The Chemical Structure of Fatty Acids
Every fatty acid consists of a long hydrocarbon chain with a carboxyl group ($\text{-COOH}$) at one end. The crucial difference between types lies in the bonds along this hydrocarbon chain. It is these bonds that determine the degree of "saturation"—or how many hydrogen atoms are bonded to the carbon skeleton.
Saturated Fatty Acids
Saturated fatty acids are named for their full saturation with hydrogen atoms.
- Bonding: The carbon atoms in the hydrocarbon chain are linked exclusively by single covalent bonds (C-C).
- Structure: This lack of double bonds allows for free rotation along the chain, giving the molecule a straight, linear shape. The straight chains can pack tightly together, which results in strong intermolecular forces.
- Physical Properties: The tight packing causes saturated fatty acids and fats composed of them to be solid at room temperature. Examples include the fats found in butter, lard, and cheese.
Unsaturated Fatty Acids
Unsaturated fatty acids are characterized by the presence of at least one double bond between carbon atoms in the hydrocarbon chain. This double bond reduces the number of hydrogen atoms the carbon chain holds, creating a point of "unsaturation".
Monounsaturated Fatty Acids (MUFAs)
Monounsaturated fatty acids contain exactly one double bond in their hydrocarbon chain.
- Bonding: They possess one C=C double bond.
- Structure: A single double bond introduces a rigid kink or bend in the fatty acid chain, preventing the molecules from packing tightly.
- Physical Properties: The looser packing weakens intermolecular forces, causing MUFAs and their derived fats to be liquid at room temperature. Olive oil and avocado oil are excellent sources of MUFAs.
Polyunsaturated Fatty Acids (PUFAs)
Polyunsaturated fatty acids contain two or more double bonds in their hydrocarbon chain.
- Bonding: They feature multiple C=C double bonds.
- Structure: Each double bond adds a kink to the molecule, making the structure more bent and preventing tight packing.

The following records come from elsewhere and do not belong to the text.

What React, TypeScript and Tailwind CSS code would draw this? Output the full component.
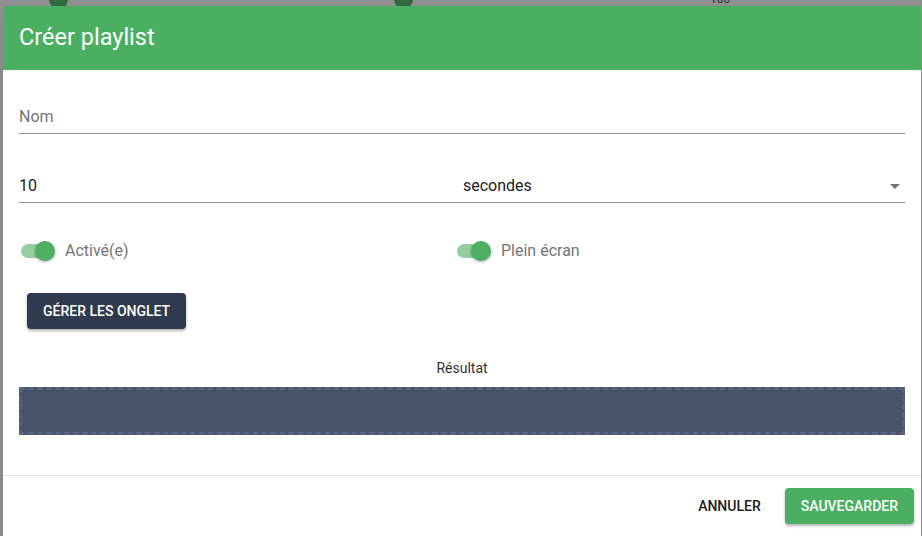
function Toggle({ label }: { label: string }) {
  return (
    <div className="flex items-center gap-[10px]">
      <div className="relative w-[34px] h-5 flex items-center ml-[2px]">
        <div className="w-[32px] h-[14px] rounded-full bg-[#4caf63]/60" />
        <div className="absolute right-0 top-0 w-5 h-5 rounded-full bg-[#4caf63] shadow-[0_1px_3px_rgba(0,0,0,0.35)]" />
      </div>
      <span className="text-base text-[#757575]">{label}</span>
    </div>
  )
}

export default function App() {
  return (
    <div
      className="relative w-[922px] h-[536px] overflow-hidden bg-[#8f8f8f]"
      style={{ fontFamily: 'Roboto, "Liberation Sans", sans-serif' }}
    >
      {/* page behind the overlay */}
      <div className="absolute left-[49px] -top-[10px] w-[19px] h-[19px] rounded-full bg-[#2f6b3d]" />
      <div className="absolute left-[394px] -top-[10px] w-[19px] h-[19px] rounded-full bg-[#2f6b3d]" />
      <div className="absolute left-[710px] -top-[9px] text-xs text-[#333]">100</div>

      <div className="absolute left-[3px] top-[6px] w-[918px] h-[540px] bg-white shadow-lg flex flex-col">
        <div className="h-16 shrink-0 bg-[#4aaf61] flex items-center px-4">
          <h1 className="text-[23.5px] text-white">Créer playlist</h1>
        </div>

        <div className="px-4 pt-[35px] flex flex-col">
          <div className="border-b border-[#949494] pb-1 text-base leading-6 text-[#757575]">Nom</div>

          <div className="flex mt-[40px]">
            <div className="w-[444px] border-b border-[#949494] pb-1 text-base leading-6 text-[#212121]">10</div>
            <div className="flex-1 border-b border-[#949494] pb-1 flex items-center justify-between text-base leading-6 text-[#212121]">
              <span>secondes</span>
              <svg width="10" height="5" viewBox="0 0 10 5" className="mr-[5px]">
                <path d="M0 0h10L5 5z" fill="#757575" />
              </svg>
            </div>
          </div>

          <div className="flex mt-[36px]">
            <div className="w-[436px]">
              <Toggle label="Activé(e)" />
            </div>
            <Toggle label="Plein écran" />
          </div>

          <div className="mt-[30px] ml-2">
            <button className="h-9 px-4 rounded bg-[#2f3a4f] text-white text-sm font-medium uppercase shadow-[0_2px_3px_rgba(0,0,0,0.3)]">
              Gérer les onglet
            </button>
          </div>

          <div className="mt-[29px] text-center text-sm text-[#333]">Résultat</div>

          <div className="mt-[9px] h-12 bg-[#48536a] border-[3px] border-dashed border-[#57637e]" />
        </div>

        <div className="mt-auto border-t border-[#e0e0e0] h-[71px] flex items-start justify-end gap-4 pr-[7px] pt-3">
          <button className="h-9 px-2 text-sm font-medium text-[#212121] uppercase">Annuler</button>
          <button className="h-9 px-4 rounded bg-[#4aaf61] text-white text-sm font-medium uppercase shadow-[0_2px_3px_rgba(0,0,0,0.3)]">
            Sauvegarder
          </button>
        </div>
      </div>
    </div>
  )
}
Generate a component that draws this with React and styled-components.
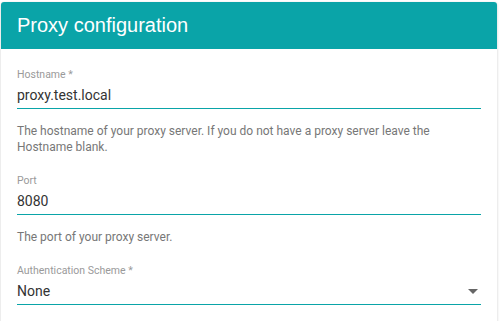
import styled, { createGlobalStyle } from 'styled-components'

const teal = '#0aa4a8'

const GlobalStyle = createGlobalStyle`
  body {
    margin: 0;
    background: #fff;
    font-family: Roboto, "Liberation Sans", sans-serif;
  }
`

const Page = styled.div`
  padding: 2px 4px 0 1px;
`

const Card = styled.div`
  background: #fff;
  border-radius: 3px 3px 0 0;
  box-shadow: 0 1px 3px hsla(0, 0%, 0%, .2);
  overflow: hidden;
`

const Header = styled.div`
  display: flex;
  align-items: center;
  height: 47px;
  padding: 0 16px;
  background: ${teal};

  h2 {
    margin: 0;
    font-family: "Liberation Sans", Arial, sans-serif;
    font-weight: 400;
    font-size: 20px;
    color: #fff;
  }
`

const Body = styled.div`
  padding: 19px 16px 18px 16px;
`

const Field = styled.div`
  & + & {
    margin-top: ${({ gap }) => gap || 18}px;
  }
`

const Label = styled.div`
  font-size: 10.5px;
  line-height: 14px;
  color: #9a9a9a;
`

const Input = styled.div`
  display: flex;
  align-items: center;
  justify-content: space-between;
  padding: 3px 0;
  font-size: 14px;
  line-height: 20px;
  color: #333;
  border-bottom: 1px solid ${teal};
`

const Helper = styled.p`
  margin: 14px 0 0;
  font-size: 12px;
  line-height: 16px;
  color: #777;
`

const Arrow = styled.span`
  width: 0;
  height: 0;
  margin-right: 3px;
  border-left: 5px solid transparent;
  border-right: 5px solid transparent;
  border-top: 5px solid #666;
`

const App = () => (
  <Page>
    <GlobalStyle />
    <Card>
      <Header>
        <h2>Proxy configuration</h2>
      </Header>
      <Body>
        <Field>
          <Label>Hostname *</Label>
          <Input>proxy.test.local</Input>
          <Helper>
            The hostname of your proxy server. If you do not have a proxy server leave the Hostname blank.
          </Helper>
        </Field>
        <Field>
          <Label>Port</Label>
          <Input>8080</Input>
          <Helper>The port of your proxy server.</Helper>
        </Field>
        <Field gap={19}>
          <Label>Authentication Scheme *</Label>
          <Input>
            None
            <Arrow />
          </Input>
        </Field>
      </Body>
    </Card>
  </Page>
)

export default App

- Physical Properties: Like MUFAs, PUFAs are typically liquid at room temperature. Sources include corn oil, sunflower oil, and fatty fish.
Isomerism in Unsaturated Fatty Acids (Cis vs. Trans)
The arrangement of hydrogen atoms around the double bond in unsaturated fatty acids introduces another classification level: cis or trans isomerism.
- Cis Isomerism: In naturally occurring unsaturated fats, the hydrogen atoms are on the same side of the double bond. This creates a distinct bend in the chain, preventing tight packing and contributing to their liquid state.
- Trans Isomerism: In trans fats, the hydrogen atoms are on opposite sides of the double bond. This configuration results in a straighter chain, similar to a saturated fatty acid. Trans fats are often produced artificially through partial hydrogenation and are linked to negative health effects.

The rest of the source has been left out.